Que fera le Fils, en voyant que son Père prend en main sa défense et que pour lui il n’épargne aucune créature ? Voilà, se dit-il, que mon Père, à cause de moi, perd toutes ses créatures. Le premier des anges a voulu usurper la grandeur qui m’est propre et il a trouvé de l’écho parmi ses semblables. Mais à l’instant mon Père a pris avec ardeur la défense de ma cause en main, et il a frappé d’un coup cruel, d’une blessure incurable l’ange rebelle et tous ses partisans. De son côté l’homme a voulu aussi s’arroger la science qui est mon partage exclusif, et mon Père n’a point eu non plus pitié de lui, son oeil ne l’a point épargné.

Le Père avait fait deux nobles créatures, auxquelles il avait donné la raison en partage et qu’il avait faites susceptibles de bonheur : l’ange et l’homme. Or voici qu’à cause de moi il a perdu une multitude d’anges et tous les hommes. Mais moi, pour qu’ils sachent que j’aime mon Père, je veux lui rendre ceux qu’il semble n’avoir perdus qu’à cause de moi. « Si c’est à cause de moi que cette affreuse tempête s’est déchaînée sur vous, dira Jonas, prenez-moi et jetez-moi à la mer »[13]. Ils portent tous un regard d’envie sur moi, eh bien ! me voici, je vais me montrer à eux en tel état que quiconque voudra me porter envie et ambitionnera de devenir semblable à moi, n’aura cette ambition et ce désir que pour son bien. Quant aux anges, je sais bien qu’ils n’ont déserté la bonne voie que par un sentiment mauvais et inique et qu’ils n’ont péché ni par faiblesse ni par ignorance, aussi ont-ils dû périr quoiqu’ils ne le voulussent point, car l’amour du Père et la majesté du Roi suprême éclatent dans sors amour pour la justice[14].

 

  1. Voilà pourquoi il a créé les hommes afin qu’ils prissent la place des anges et qu’ils réparassent les brèches de Jérusalem ; car il savait que pour les anges il n’y avait plus aucun moyen de retour. « Il connaissait en effet l’orgueil de Moab et voyait qu’il est superbe à l’excès»[15], et que son orgueil est sans repentir et par conséquent sans pardon. Mais il n’a point fait une autre créature pour remplacer l’homme, voulant montrer par là qu’il pouvait encore être racheté ; il n’avait péri que par la malice d’un autre, il était juste, par conséquent, que la bonté d’un autre pût le sauver.

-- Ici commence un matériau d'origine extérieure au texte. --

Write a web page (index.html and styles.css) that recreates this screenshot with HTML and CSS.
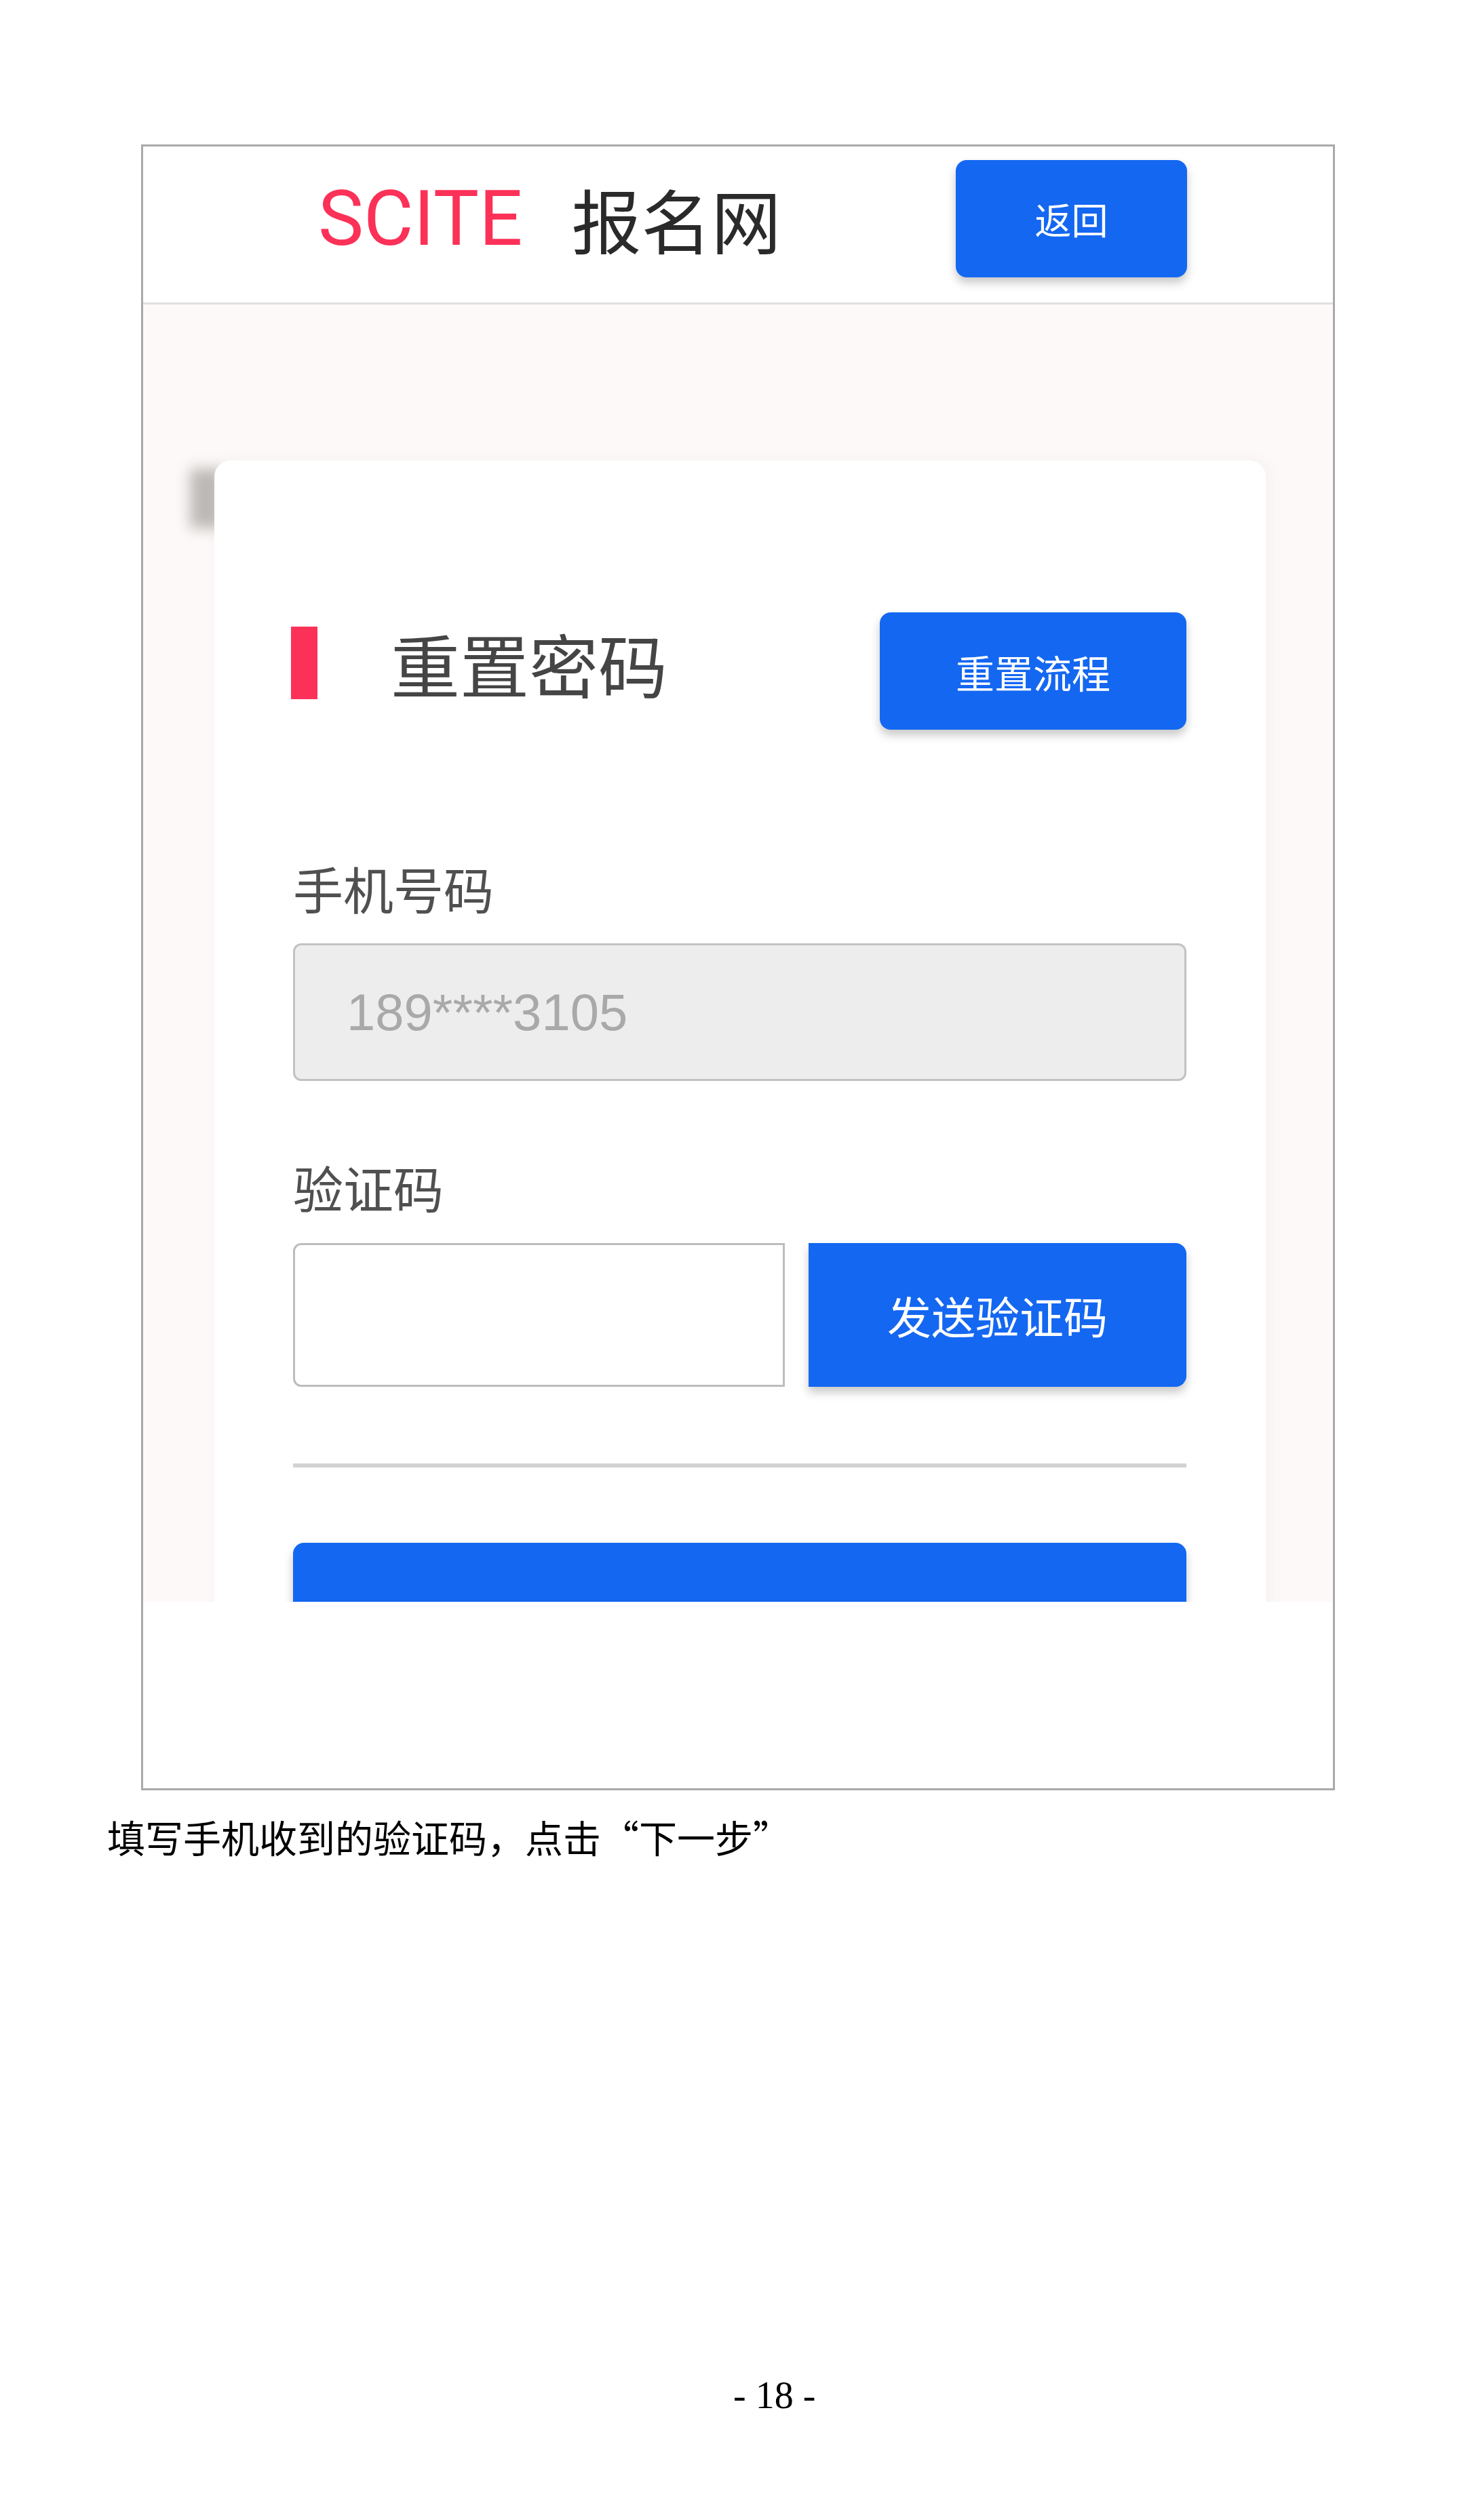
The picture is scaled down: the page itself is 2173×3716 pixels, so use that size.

Je vous en prie donc, Seigneur, daignez me tirer de là où je suis, parce que je suis faible et que j’ai été enlevé par fraude et par violence de mon pays, et qu’on m’a jeté dans cette fosse quoique je fusse innocent[16]. Innocent, c’est peut-être beaucoup dire, mais ce n’est pas trop, eu égard à celui qui m’a séduit. Seigneur, on m’a fait croise un mensonge ; vienne maintenant la Vérité en personne, afin que la fausseté soit confondue, que je connaisse la vérité et que la vérité me délivre, si toutefois je sais renoncer au mensonge, quand on me l’aura montré, et embrasser la vérité lorsqu’on me l’aura fait connaître. Autrement ma tentation et mon péché ne seraient plus simplement la tentation et le péché de l’homme, mais l’obstination même du diable. Car c’est quelque chose de diabolique que de persévérer dans le mal, et quiconque ressemble au diable dans son péché est digne de périr avec lui.

 

  1. Vous avez entendu, mes Frères, quel est celui qui vient, écoutez maintenant d’où et où il vient. Or il vient du sein de son Père dans celui d’une Vierge mère ; il vient du haut des Cieux dans ces bas-ses régions de la terre. Mais quoi donc ? Ne faut-il point alors que nous vivions aussi sur la terre ? Oui, s’il y est resté lui-même. Car où pourrait-on être bien s’il n’y est pas, et mal s’il s’y trouve ? « Car qu’y a-t-il pour moi dans le ciel même et que désiré je sur la terre si ce n’est vous, Dieu de mon coeur et mon partage pour l’éternité»[17] ? Et quand même « je marcherais au milieu des ombres mêmes de la mort, il n’est point de maux que je craindrais, si toutefois vous étiez avec moi »[18].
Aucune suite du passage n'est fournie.